### Dataset section
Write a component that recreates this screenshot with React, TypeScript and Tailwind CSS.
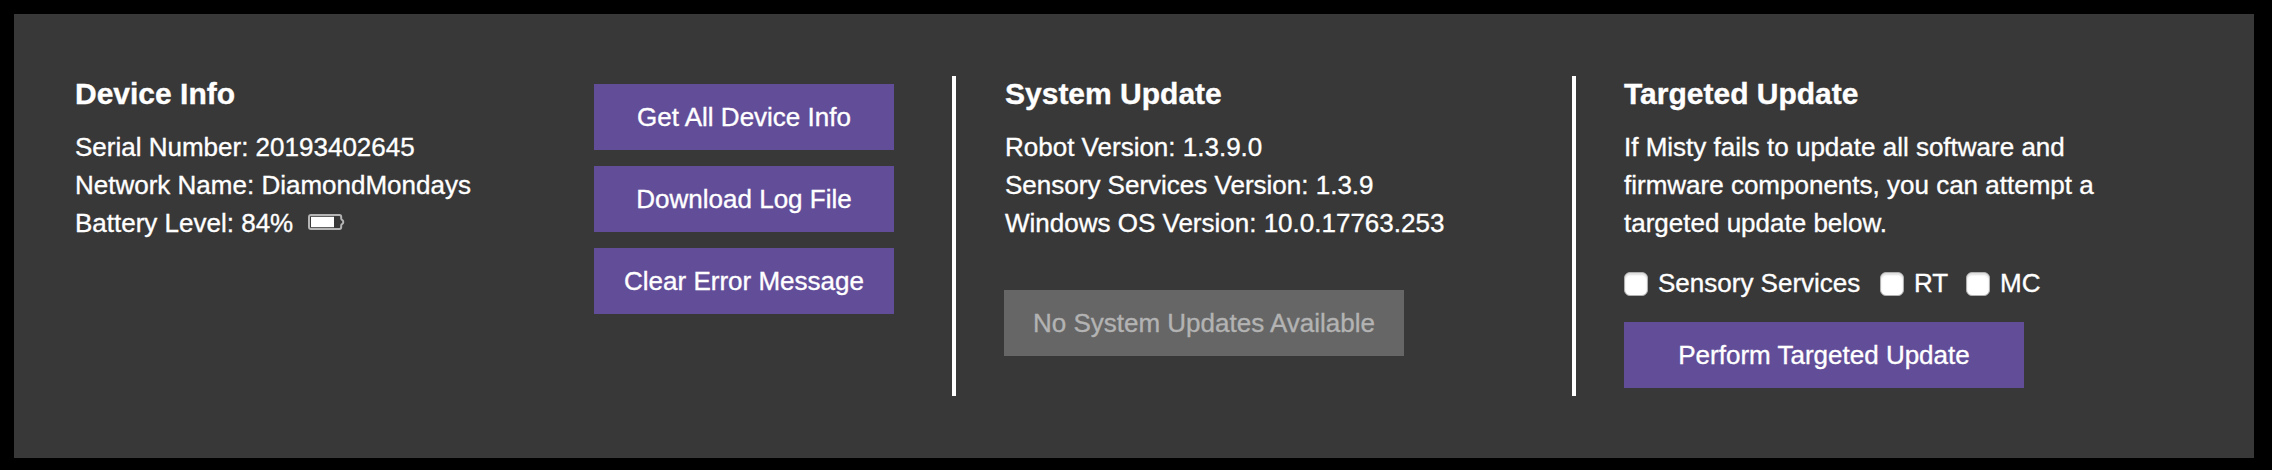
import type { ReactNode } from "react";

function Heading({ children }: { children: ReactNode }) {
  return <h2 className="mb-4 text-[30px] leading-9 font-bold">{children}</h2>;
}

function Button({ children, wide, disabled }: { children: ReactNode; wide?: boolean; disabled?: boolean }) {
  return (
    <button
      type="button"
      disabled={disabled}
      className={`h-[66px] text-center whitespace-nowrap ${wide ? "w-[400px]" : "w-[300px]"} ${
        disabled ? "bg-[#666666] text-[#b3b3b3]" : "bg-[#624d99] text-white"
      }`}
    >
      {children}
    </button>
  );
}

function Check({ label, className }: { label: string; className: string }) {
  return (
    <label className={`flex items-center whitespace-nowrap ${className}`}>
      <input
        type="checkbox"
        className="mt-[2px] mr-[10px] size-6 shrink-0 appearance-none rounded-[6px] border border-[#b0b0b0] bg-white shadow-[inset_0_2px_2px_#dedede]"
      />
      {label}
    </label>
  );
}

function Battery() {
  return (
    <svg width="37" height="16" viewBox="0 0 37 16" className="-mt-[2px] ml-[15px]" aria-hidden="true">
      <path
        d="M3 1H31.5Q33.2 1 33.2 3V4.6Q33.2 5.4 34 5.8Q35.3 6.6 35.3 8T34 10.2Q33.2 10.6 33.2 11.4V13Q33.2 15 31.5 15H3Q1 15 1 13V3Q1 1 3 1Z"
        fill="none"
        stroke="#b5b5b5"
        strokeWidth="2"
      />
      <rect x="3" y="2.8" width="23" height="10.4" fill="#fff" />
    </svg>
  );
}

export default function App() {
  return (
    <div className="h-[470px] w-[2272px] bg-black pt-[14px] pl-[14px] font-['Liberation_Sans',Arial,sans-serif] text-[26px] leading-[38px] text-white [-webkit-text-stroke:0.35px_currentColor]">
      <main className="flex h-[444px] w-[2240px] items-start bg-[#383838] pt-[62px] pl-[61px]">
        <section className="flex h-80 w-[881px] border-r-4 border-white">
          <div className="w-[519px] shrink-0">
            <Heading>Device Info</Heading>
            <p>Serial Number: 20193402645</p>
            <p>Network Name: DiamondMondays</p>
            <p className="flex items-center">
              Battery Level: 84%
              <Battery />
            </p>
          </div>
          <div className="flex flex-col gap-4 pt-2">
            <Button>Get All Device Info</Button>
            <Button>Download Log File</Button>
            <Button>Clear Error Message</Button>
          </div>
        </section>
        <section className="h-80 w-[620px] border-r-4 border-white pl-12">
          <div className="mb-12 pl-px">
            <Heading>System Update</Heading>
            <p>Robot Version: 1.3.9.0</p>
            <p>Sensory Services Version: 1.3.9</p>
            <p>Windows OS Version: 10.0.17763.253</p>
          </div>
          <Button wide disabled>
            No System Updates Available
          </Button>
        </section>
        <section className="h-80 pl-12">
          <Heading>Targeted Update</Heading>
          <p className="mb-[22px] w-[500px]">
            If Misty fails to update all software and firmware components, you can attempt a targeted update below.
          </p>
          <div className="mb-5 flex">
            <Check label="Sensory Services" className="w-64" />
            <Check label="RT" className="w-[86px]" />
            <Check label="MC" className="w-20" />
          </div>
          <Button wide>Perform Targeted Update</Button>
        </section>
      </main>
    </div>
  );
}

### Exercise directions
All of the data above should be quoted exactly, except for the pictures.

### Answer to the problem
Write a component that recreates this screenshot with React, TypeScript and Tailwind CSS.
import type { ReactNode } from "react";

function Heading({ children }: { children: ReactNode }) {
  return <h2 className="mb-4 text-[30px] leading-9 font-bold">{children}</h2>;
}

function Button({ children, wide, disabled }: { children: ReactNode; wide?: boolean; disabled?: boolean }) {
  return (
    <button
      type="button"
      disabled={disabled}
      className={`h-[66px] text-center whitespace-nowrap ${wide ? "w-[400px]" : "w-[300px]"} ${
        disabled ? "bg-[#666666] text-[#b3b3b3]" : "bg-[#624d99] text-white"
      }`}
    >
      {children}
    </button>
  );
}

function Check({ label, className }: { label: string; className: string }) {
  return (
    <label className={`flex items-center whitespace-nowrap ${className}`}>
      <input
        type="checkbox"
        className="mt-[2px] mr-[10px] size-6 shrink-0 appearance-none rounded-[6px] border border-[#b0b0b0] bg-white shadow-[inset_0_2px_2px_#dedede]"
      />
      {label}
    </label>
  );
}

function Battery() {
  return (
    <svg width="37" height="16" viewBox="0 0 37 16" className="-mt-[2px] ml-[15px]" aria-hidden="true">
      <path
        d="M3 1H31.5Q33.2 1 33.2 3V4.6Q33.2 5.4 34 5.8Q35.3 6.6 35.3 8T34 10.2Q33.2 10.6 33.2 11.4V13Q33.2 15 31.5 15H3Q1 15 1 13V3Q1 1 3 1Z"
        fill="none"
        stroke="#b5b5b5"
        strokeWidth="2"
      />
      <rect x="3" y="2.8" width="23" height="10.4" fill="#fff" />
    </svg>
  );
}

export default function App() {
  return (
    <div className="h-[470px] w-[2272px] bg-black pt-[14px] pl-[14px] font-['Liberation_Sans',Arial,sans-serif] text-[26px] leading-[38px] text-white [-webkit-text-stroke:0.35px_currentColor]">
      <main className="flex h-[444px] w-[2240px] items-start bg-[#383838] pt-[62px] pl-[61px]">
        <section className="flex h-80 w-[881px] border-r-4 border-white">
          <div className="w-[519px] shrink-0">
            <Heading>Device Info</Heading>
            <p>Serial Number: 20193402645</p>
            <p>Network Name: DiamondMondays</p>
            <p className="flex items-center">
              Battery Level: 84%
              <Battery />
            </p>
          </div>
          <div className="flex flex-col gap-4 pt-2">
            <Button>Get All Device Info</Button>
            <Button>Download Log File</Button>
            <Button>Clear Error Message</Button>
          </div>
        </section>
        <section className="h-80 w-[620px] border-r-4 border-white pl-12">
          <div className="mb-12 pl-px">
            <Heading>System Update</Heading>
            <p>Robot Version: 1.3.9.0</p>
            <p>Sensory Services Version: 1.3.9</p>
            <p>Windows OS Version: 10.0.17763.253</p>
          </div>
          <Button wide disabled>
            No System Updates Available
          </Button>
        </section>
        <section className="h-80 pl-12">
          <Heading>Targeted Update</Heading>
          <p className="mb-[22px] w-[500px]">
            If Misty fails to update all software and firmware components, you can attempt a targeted update below.
          </p>
          <div className="mb-5 flex">
            <Check label="Sensory Services" className="w-64" />
            <Check label="RT" className="w-[86px]" />
            <Check label="MC" className="w-20" />
          </div>
          <Button wide>Perform Targeted Update</Button>
        </section>
      </main>
    </div>
  );
}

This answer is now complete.